On Thursday, June 13, 2024, in a unanimous decision authored by Justice Kavanaugh, the U.S. Supreme Court ruled that pro-life doctors did not have standing to challenge the FDA’s regulation of the abortion pill mifepristone.

Anyone listening to oral arguments in U.S. Food and Drug Administration v. Alliance for Hippocratic Medicine in March won’t be surprised by the ruling. Many of the justices, including those who overruled Roe two years ago, expressed concern regarding the doctors’ standing to sue.

Standing is the legal requirement a suing party must show to litigate the underlying issue in a matter. Without standing, courts will not consider the merits of a lawsuit.

To have standing, the law requires that the doctors show that they were harmed, that the harm resulted from the FDA’s actions, and that their injury could have been remedied with a favorable court decision.

Justice Kavanaugh wrote decisively in the Court’s opinion:

Under Article III of the Constitution, a plaintiff’s desire to make a drug less available for others does not establish standing to sue. Nor do the plaintiff’s other standing theories suffice.

Alliance Defending Freedom (ADF), the public interest law firm representing the doctors argued that they would be forced to violate their consciences and perform abortions on women who were suffering injuries from the abortion pill.

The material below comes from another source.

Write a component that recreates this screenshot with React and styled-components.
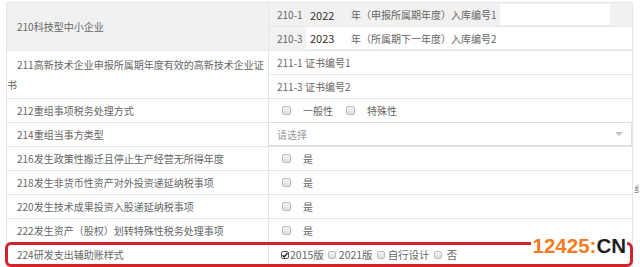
import React from "react";
import styled, { createGlobalStyle } from "styled-components";

const GlobalStyle = createGlobalStyle`
  html, body {
    margin: 0;
    padding: 0;
    background: #fff;
    overflow: hidden;
  }
  body {
    font-family: "Noto Sans CJK SC", "Noto Sans", sans-serif;
  }
`;

const Page = styled.div`
  display: flex;
  width: 640px;
  height: 267px;
  box-sizing: border-box;
  padding: 2px 0 0 6px;
  overflow: hidden;
`;

const Table = styled.div`
  width: 627px;
  flex: none;
  border-top: 1px solid #e6e6e6;
  border-left: 1px solid #e6e6e6;
  border-right: 1px solid #e6e6e6;
  box-sizing: border-box;
`;

const Side = styled.div`
  padding: 179px 0 0 1px;
  font-size: 10px;
  color: #777;
  white-space: nowrap;
`;

const Row = styled.div`
  display: grid;
  grid-template-columns: 261px 1fr;
  border-bottom: 1px solid #e6e6e6;
  background: ${(p) => (p.$shade ? "#f1f1f1" : "#fff")};
  position: relative;
`;

const Label = styled.div`
  display: flex;
  align-items: center;
  padding: 0 2px 0 0;
  min-height: ${(p) => p.$h || 23}px;
  font-size: 10px;
  line-height: 20px;
  color: #666;
  span {
    display: block;
    text-indent: 10px;
  }
`;

const Cell = styled.div`
  border-left: 1px solid #e6e6e6;
  display: flex;
  flex-direction: column;
  font-size: 10px;
  color: #666;
`;

const Sub = styled.div`
  display: flex;
  align-items: center;
  height: ${(p) => p.$h}px;
  border-bottom: ${(p) => (p.$last ? "none" : "1px solid #e6e6e6")};
  background: ${(p) => (p.$shade ? "#f1f1f1" : "#fff")};
`;

const Prefix = styled.div`
  align-self: stretch;
  display: flex;
  align-items: center;
  width: 37px;
  padding-left: 8px;
  box-sizing: border-box;
  background: #f1f1f1;
  flex: none;
`;

const Year = styled.div`
  width: 41px;
  padding-left: 4px;
  font-size: 11px;
  color: #333;
  flex: none;
`;

const Caption = styled.div`
  width: 149px;
  flex: none;
  white-space: nowrap;
`;

const Input = styled.div`
  align-self: stretch;
  width: 110px;
  margin: 1px 0;
  background: #fff;
  flex: none;
`;

const Plain = styled.div`
  display: flex;
  align-items: center;
  height: 23px;
  padding-left: 8px;
`;

const Options = styled.div`
  display: flex;
  align-items: center;
  height: 23px;
  padding-left: ${(p) => p.$pad || 13}px;
  gap: ${(p) => p.$gap || 12}px;
`;

const Option = styled.label`
  display: flex;
  align-items: center;
  gap: ${(p) => p.$gap || 12}px;
  color: #666;
  font-size: ${(p) => p.$fs || 10}px;
`;

const Box = styled.span`
  display: inline-flex;
  align-items: center;
  justify-content: center;
  width: ${(p) => p.$size}px;
  height: ${(p) => p.$size}px;
  box-sizing: border-box;
  border: 1px solid ${(p) => (p.$checked ? "#555" : "#bdbdbd")};
  border-radius: 2px;
  background: ${(p) =>
    p.$checked ? "#fff" : "linear-gradient(#f5f5f5, #dcdcdc)"};
  flex: none;
`;

const Select = styled.div`
  display: flex;
  align-items: center;
  justify-content: space-between;
  height: 24px;
  margin: -1px 0 -1px -1px;
  padding: 0 8px 0 8px;
  border: 1px solid #dedede;
  box-sizing: border-box;
  color: #999;
`;

const Caret = styled.span`
  width: 0;
  height: 0;
  border-left: 4px solid transparent;
  border-right: 4px solid transparent;
  border-top: 4px solid #c4c4c4;
`;

const Highlight = styled.div`
  position: absolute;
  top: -1px;
  left: -2px;
  right: -1px;
  bottom: -1px;
  border: 3px solid #d2232a;
  border-radius: 6px;
  pointer-events: none;
`;

const Mark = styled.div`
  position: absolute;
  top: -9px;
  right: 3px;
  padding: 0 1px 0 2px;
  background: #fff;
  font-family: "Liberation Sans", Arial, sans-serif;
  font-weight: bold;
  font-size: 20.5px;
  line-height: 1;
  color: #1e1e1e;
  letter-spacing: 0;
  em {
    font-style: normal;
    color: #f47b20;
  }
`;

const Check = ({ checked, size = 9 }) => (
  <Box $checked={checked} $size={size}>
    {checked && (
      <svg width="6" height="6" viewBox="0 0 6 6">
        <path d="M0.6 3.2 L2.3 4.9 L5.4 1" fill="none" stroke="#222" strokeWidth="1.4" />
      </svg>
    )}
  </Box>
);

const YesRow = ({ label }) => (
  <Row>
    <Label>
      <span>{label}</span>
    </Label>
    <Cell>
      <Options>
        <Option>
          <Check />是
        </Option>
      </Options>
    </Cell>
  </Row>
);

export default function App() {
  return (
    <>
      <GlobalStyle />
      <Page>
        <Table>
          <Row $shade>
            <Label $h={47}>
              <span>210科技型中小企业</span>
            </Label>
            <Cell>
              <Sub $h={23} $shade>
                <Prefix>210-1</Prefix>
                <Year>2022</Year>
                <Caption>年（申报所属期年度）入库编号1</Caption>
                <Input />
              </Sub>
              <Sub $h={22} $last>
                <Prefix>210-3</Prefix>
                <Year>2023</Year>
                <Caption>年（所属期下一年度）入库编号2</Caption>
              </Sub>
            </Cell>
          </Row>
          <Row>
            <Label $h={47}>
              <span>
                211高新技术企业申报所属期年度有效的高新技术企业证
                <br />书
              </span>
            </Label>
            <Cell>
              <Sub $h={23}>
                <Plain>211-1 证书编号1</Plain>
              </Sub>
              <Sub $h={23} $last>
                <Plain>211-3 证书编号2</Plain>
              </Sub>
            </Cell>
          </Row>
          <Row>
            <Label>
              <span>212重组事项税务处理方式</span>
            </Label>
            <Cell>
              <Options $gap={13}>
                <Option>
                  <Check />一般性
                </Option>
                <Option>
                  <Check />特殊性
                </Option>
              </Options>
            </Cell>
          </Row>
          <Row>
            <Label>
              <span>214重组当事方类型</span>
            </Label>
            <Cell>
              <Select>
                请选择
                <Caret />
              </Select>
            </Cell>
          </Row>
          <YesRow label="216发生政策性搬迁且停止生产经营无所得年度" />
          <YesRow label="218发生非货币性资产对外投资递延纳税事项" />
          <YesRow label="220发生技术成果投资入股递延纳税事项" />
          <YesRow label="222发生资产（股权）划转特殊性税务处理事项" />
          <Row>
            <Label>
              <span>224研发支出辅助账样式</span>
            </Label>
            <Cell>
              <Options $pad={12} $gap={4}>
                <Option $gap={1} $fs={10.5}>
                  <Check checked size={8} />2015版
                </Option>
                <Option $gap={3} $fs={10.5}>
                  <Check size={8} />2021版
                </Option>
                <Option $gap={3} $fs={10.5}>
                  <Check size={8} />自行设计
                </Option>
                <Option $gap={5} $fs={10.5}>
                  <Check size={8} />否
                </Option>
              </Options>
            </Cell>
            <Highlight>
              <Mark>
                <em>12425:</em>CN
              </Mark>
            </Highlight>
          </Row>
        </Table>
        <Side>纟</Side>
      </Page>
    </>
  );
}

ADF noted that, at the beginning of this case, the government argued federal law did not “protect doctors from being forced to participate in abortions against their conscience.”

Interestingly, the government changed its position on this issue at the Supreme Court, claiming instead that doctors would not be forced to participate in abortions.

In its opinion, the Supreme Court upheld federal conscience protections for healthcare workers, declaring, “Federal law fully protects doctors against being required to provide abortions or other medical treatment against their consciences….”

Reiterating federal conscience protections is part of the silver lining to an otherwise lackluster Court ruling.

The pro-life community should remember that while the Court’s ruling is disappointing, it is absolutely not the end of the story.

The Court’s decision, in this case, leaves the door open for another party, who can show direct harm, to challenge the safety of the abortion pill and the FDA’s deregulation at another time.

Potential future litigants could include women who have taken mifepristone and been injured by the drug.

Students for Life of America made the argument in an amicus brief that there are also potential harms to endangered species due to the deregulation of chemical abortion pills. That’s another possible legal theory that could be explored.

The Court’s ruling in this case doesn’t change the facts related to abortion pill complications. According to mifepristone’s own label, approximately one in 25 women who take the pill suffer serious complications that require emergency room care; those are real facts connected to real women and girls who deserve justice.

The pro-life community should hold its head high and refuse to be deterred or distracted from the vital work of loving women, serving women, and pursuing justice for them in the court of law.